__Required task__. Write out the full listing exactly as given, minus the images.

__Dataset extract__.

+++++

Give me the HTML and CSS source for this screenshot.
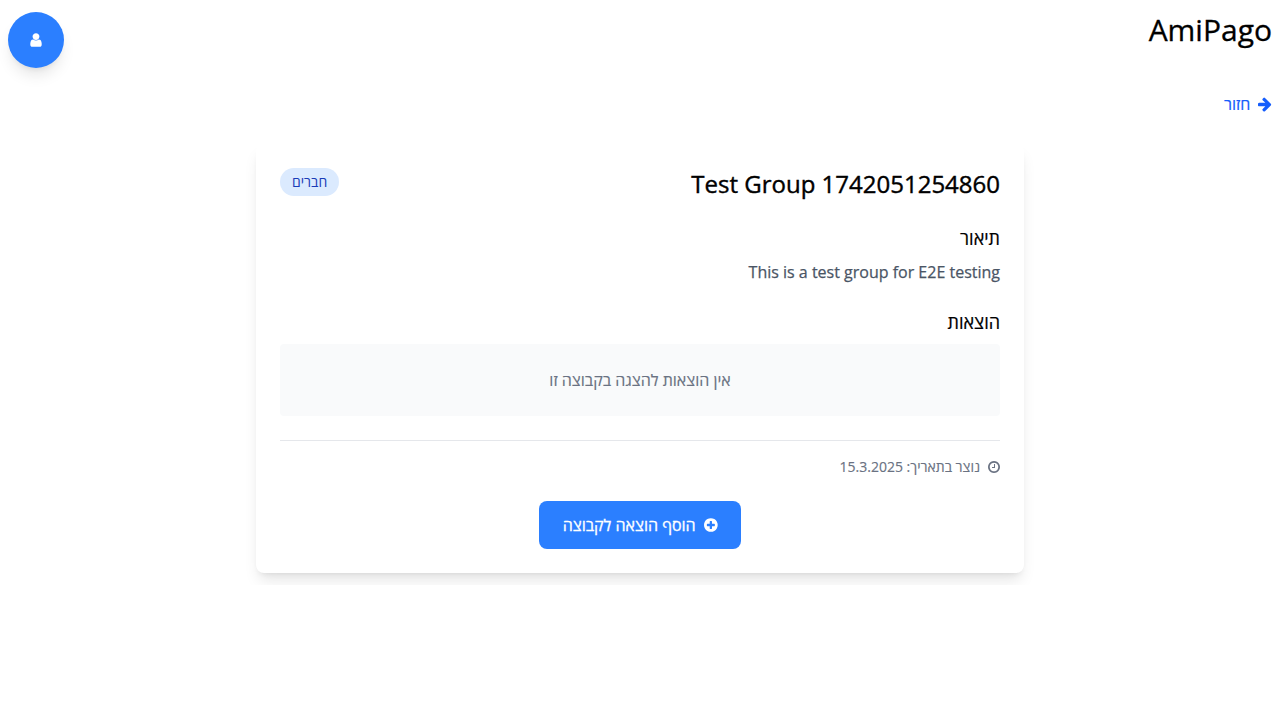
FILE: index.html
```html
<!DOCTYPE html>
<html lang="he" dir="rtl">
<head>
<meta charset="utf-8">
<title>AmiPago</title>
<link rel="stylesheet" href="styles.css">
</head>
<body>
<header class="header">
  <h1 class="brand">AmiPago</h1>
  <button class="avatar" aria-label="פרופיל"><svg class="icon icon-user" viewBox="256 0 1280 1792"><path d="M1536 1399q0 109-62.5 187t-150.5 78h-854q-88 0-150.5-78t-62.5-187q0-85 8.5-160.5t31.5-152 58.5-131 94-89 134.5-34.5q131 128 313 128t313-128q76 0 134.5 34.5t94 89 58.5 131 31.5 152 8.5 160.5zm-256-887q0 159-112.5 271.5t-271.5 112.5-271.5-112.5-112.5-271.5 112.5-271.5 271.5-112.5 271.5 112.5 112.5 271.5z"/></svg></button>
</header>
<a class="back"><svg class="icon" viewBox="128 0 1536 1792"><path d="M1600 960q0 54-37 91l-651 651q-39 37-91 37-51 0-90-37l-75-75q-38-38-38-91t38-91l293-293h-704q-52 0-84.5-37.5t-32.5-90.5v-128q0-53 32.5-90.5t84.5-37.5h704l-293-294q-38-36-38-90t38-90l75-75q38-38 90-38 53 0 91 38l651 651q37 35 37 90z"/></svg><span>חזור</span></a>
<main class="card">
  <div class="card-head">
    <h2 class="title">Test Group 1742051254860</h2>
    <span class="badge">חברים</span>
  </div>
  <section class="section">
    <h3 class="section-title">תיאור</h3>
    <p class="description">This is a test group for E2E testing</p>
  </section>
  <section class="section">
    <h3 class="section-title">הוצאות</h3>
    <div class="empty">אין הוצאות להצגה בקבוצה זו</div>
  </section>
  <div class="created"><svg class="icon icon-small" viewBox="128 0 1536 1792"><path d="M1024 544v448q0 14-9 23t-23 9h-320q-14 0-23-9t-9-23v-64q0-14 9-23t23-9h224v-352q0-14 9-23t23-9h64q14 0 23 9t9 23zm416 352q0-148-73-273t-198-198-273-73-273 73-198 198-73 273 73 273 198 198 273 73 273-73 198-198 73-273zm224 0q0 209-103 385.5t-279.5 279.5-385.5 103-385.5-103-279.5-279.5-103-385.5 103-385.5 279.5-279.5 385.5-103 385.5 103 279.5 279.5 103 385.5z"/></svg><span>נוצר בתאריך: 15.3.2025</span></div>
  <div class="actions">
    <button class="add"><svg class="icon" viewBox="128 0 1536 1792"><path d="M1344 960v-128q0-26-19-45t-45-19h-256v-256q0-26-19-45t-45-19h-128q-26 0-45 19t-19 45v256h-256q-26 0-45 19t-19 45v128q0 26 19 45t45 19h256v256q0 26 19 45t45 19h128q26 0 45-19t19-45v-256h256q26 0 45-19t19-45zm320-64q0 209-103 385.5t-279.5 279.5-385.5 103-385.5-103-279.5-279.5-103-385.5 103-385.5 279.5-279.5 385.5-103 385.5 103 279.5 279.5 103 385.5z"/></svg><span class="add-label">הוסף הוצאה לקבוצה</span></button>
  </div>
</main>
</body>
</html>
```
FILE: styles.css
```css
* { box-sizing: border-box; margin: 0; }
body {
  padding: 12px 8px;
  background: #fff;
  color: #000;
  font-family: "Open Sans", "Noto Sans", sans-serif;
  font-size: 16px;
  line-height: 24px;
}
button { border: 0; font: inherit; color: #fff; background: #2b7fff; }
.icon { width: 13.71px; height: 16px; flex: none; fill: currentColor; overflow: visible; }
.icon-user { width: 12px; }
.icon-small { width: 12px; height: 14px; }
.header { display: flex; justify-content: space-between; align-items: flex-start; height: 80px; }
.brand { font-size: 30px; line-height: 36px; font-weight: 400; -webkit-text-stroke: .3px; }
.avatar {
  display: flex;
  align-items: center;
  justify-content: center;
  width: 56px;
  height: 56px;
  padding: 0;
  border-radius: 50%;
  box-shadow: 0 10px 15px -3px rgba(0,0,0,.1), 0 4px 6px -4px rgba(0,0,0,.1);
}
.back { display: flex; align-items: center; gap: 8px; color: #155dfc; -webkit-text-stroke: .2px; }
.card {
  width: 768px;
  margin: 28px auto 0;
  padding: 24px;
  border-radius: 8px;
  background: #fff;
  box-shadow: 0 10px 15px -3px rgba(0,0,0,.1), 0 4px 6px -4px rgba(0,0,0,.1);
}
.card-head { display: flex; justify-content: space-between; align-items: flex-start; margin-bottom: 24px; }
.title { font-size: 24px; line-height: 32px; font-weight: 400; -webkit-text-stroke: .4px; }
.badge {
  padding: 4px 12px;
  border-radius: 14px;
  background: #dbeafe;
  color: #193cb8;
  font-size: 14px;
  line-height: 20px;
}
.section { margin-bottom: 24px; }
.section-title { margin-bottom: 8px; font-size: 18px; line-height: 28px; font-weight: 400; -webkit-text-stroke: .2px; }
.description { color: #4a5565; -webkit-text-stroke: .25px; }
.empty { padding: 24px; border-radius: 4px; background: #f9fafb; color: #6a7282; text-align: center; -webkit-text-stroke: .15px; }
.created {
  display: flex;
  align-items: center;
  gap: 8px;
  padding-top: 16px;
  border-top: 1px solid #e5e7eb;
  color: #6a7282;
  font-size: 14px;
  line-height: 20px;
  -webkit-text-stroke: .15px;
}
.actions { display: flex; justify-content: center; margin-top: 24px; }
.add { display: flex; align-items: center; gap: 8px; padding: 12px 24px; border-radius: 8px; }
.add-label { -webkit-text-stroke: .3px; }
```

+++++

__Response__.
Give me the HTML and CSS source for this screenshot.
FILE: index.html
```html
<!DOCTYPE html>
<html lang="he" dir="rtl">
<head>
<meta charset="utf-8">
<title>AmiPago</title>
<link rel="stylesheet" href="styles.css">
</head>
<body>
<header class="header">
  <h1 class="brand">AmiPago</h1>
  <button class="avatar" aria-label="פרופיל"><svg class="icon icon-user" viewBox="256 0 1280 1792"><path d="M1536 1399q0 109-62.5 187t-150.5 78h-854q-88 0-150.5-78t-62.5-187q0-85 8.5-160.5t31.5-152 58.5-131 94-89 134.5-34.5q131 128 313 128t313-128q76 0 134.5 34.5t94 89 58.5 131 31.5 152 8.5 160.5zm-256-887q0 159-112.5 271.5t-271.5 112.5-271.5-112.5-112.5-271.5 112.5-271.5 271.5-112.5 271.5 112.5 112.5 271.5z"/></svg></button>
</header>
<a class="back"><svg class="icon" viewBox="128 0 1536 1792"><path d="M1600 960q0 54-37 91l-651 651q-39 37-91 37-51 0-90-37l-75-75q-38-38-38-91t38-91l293-293h-704q-52 0-84.5-37.5t-32.5-90.5v-128q0-53 32.5-90.5t84.5-37.5h704l-293-294q-38-36-38-90t38-90l75-75q38-38 90-38 53 0 91 38l651 651q37 35 37 90z"/></svg><span>חזור</span></a>
<main class="card">
  <div class="card-head">
    <h2 class="title">Test Group 1742051254860</h2>
    <span class="badge">חברים</span>
  </div>
  <section class="section">
    <h3 class="section-title">תיאור</h3>
    <p class="description">This is a test group for E2E testing</p>
  </section>
  <section class="section">
    <h3 class="section-title">הוצאות</h3>
    <div class="empty">אין הוצאות להצגה בקבוצה זו</div>
  </section>
  <div class="created"><svg class="icon icon-small" viewBox="128 0 1536 1792"><path d="M1024 544v448q0 14-9 23t-23 9h-320q-14 0-23-9t-9-23v-64q0-14 9-23t23-9h224v-352q0-14 9-23t23-9h64q14 0 23 9t9 23zm416 352q0-148-73-273t-198-198-273-73-273 73-198 198-73 273 73 273 198 198 273 73 273-73 198-198 73-273zm224 0q0 209-103 385.5t-279.5 279.5-385.5 103-385.5-103-279.5-279.5-103-385.5 103-385.5 279.5-279.5 385.5-103 385.5 103 279.5 279.5 103 385.5z"/></svg><span>נוצר בתאריך: 15.3.2025</span></div>
  <div class="actions">
    <button class="add"><svg class="icon" viewBox="128 0 1536 1792"><path d="M1344 960v-128q0-26-19-45t-45-19h-256v-256q0-26-19-45t-45-19h-128q-26 0-45 19t-19 45v256h-256q-26 0-45 19t-19 45v128q0 26 19 45t45 19h256v256q0 26 19 45t45 19h128q26 0 45-19t19-45v-256h256q26 0 45-19t19-45zm320-64q0 209-103 385.5t-279.5 279.5-385.5 103-385.5-103-279.5-279.5-103-385.5 103-385.5 279.5-279.5 385.5-103 385.5 103 279.5 279.5 103 385.5z"/></svg><span class="add-label">הוסף הוצאה לקבוצה</span></button>
  </div>
</main>
</body>
</html>
```
FILE: styles.css
```css
* { box-sizing: border-box; margin: 0; }
body {
  padding: 12px 8px;
  background: #fff;
  color: #000;
  font-family: "Open Sans", "Noto Sans", sans-serif;
  font-size: 16px;
  line-height: 24px;
}
button { border: 0; font: inherit; color: #fff; background: #2b7fff; }
.icon { width: 13.71px; height: 16px; flex: none; fill: currentColor; overflow: visible; }
.icon-user { width: 12px; }
.icon-small { width: 12px; height: 14px; }
.header { display: flex; justify-content: space-between; align-items: flex-start; height: 80px; }
.brand { font-size: 30px; line-height: 36px; font-weight: 400; -webkit-text-stroke: .3px; }
.avatar {
  display: flex;
  align-items: center;
  justify-content: center;
  width: 56px;
  height: 56px;
  padding: 0;
  border-radius: 50%;
  box-shadow: 0 10px 15px -3px rgba(0,0,0,.1), 0 4px 6px -4px rgba(0,0,0,.1);
}
.back { display: flex; align-items: center; gap: 8px; color: #155dfc; -webkit-text-stroke: .2px; }
.card {
  width: 768px;
  margin: 28px auto 0;
  padding: 24px;
  border-radius: 8px;
  background: #fff;
  box-shadow: 0 10px 15px -3px rgba(0,0,0,.1), 0 4px 6px -4px rgba(0,0,0,.1);
}
.card-head { display: flex; justify-content: space-between; align-items: flex-start; margin-bottom: 24px; }
.title { font-size: 24px; line-height: 32px; font-weight: 400; -webkit-text-stroke: .4px; }
.badge {
  padding: 4px 12px;
  border-radius: 14px;
  background: #dbeafe;
  color: #193cb8;
  font-size: 14px;
  line-height: 20px;
}
.section { margin-bottom: 24px; }
.section-title { margin-bottom: 8px; font-size: 18px; line-height: 28px; font-weight: 400; -webkit-text-stroke: .2px; }
.description { color: #4a5565; -webkit-text-stroke: .25px; }
.empty { padding: 24px; border-radius: 4px; background: #f9fafb; color: #6a7282; text-align: center; -webkit-text-stroke: .15px; }
.created {
  display: flex;
  align-items: center;
  gap: 8px;
  padding-top: 16px;
  border-top: 1px solid #e5e7eb;
  color: #6a7282;
  font-size: 14px;
  line-height: 20px;
  -webkit-text-stroke: .15px;
}
.actions { display: flex; justify-content: center; margin-top: 24px; }
.add { display: flex; align-items: center; gap: 8px; padding: 12px 24px; border-radius: 8px; }
.add-label { -webkit-text-stroke: .3px; }
```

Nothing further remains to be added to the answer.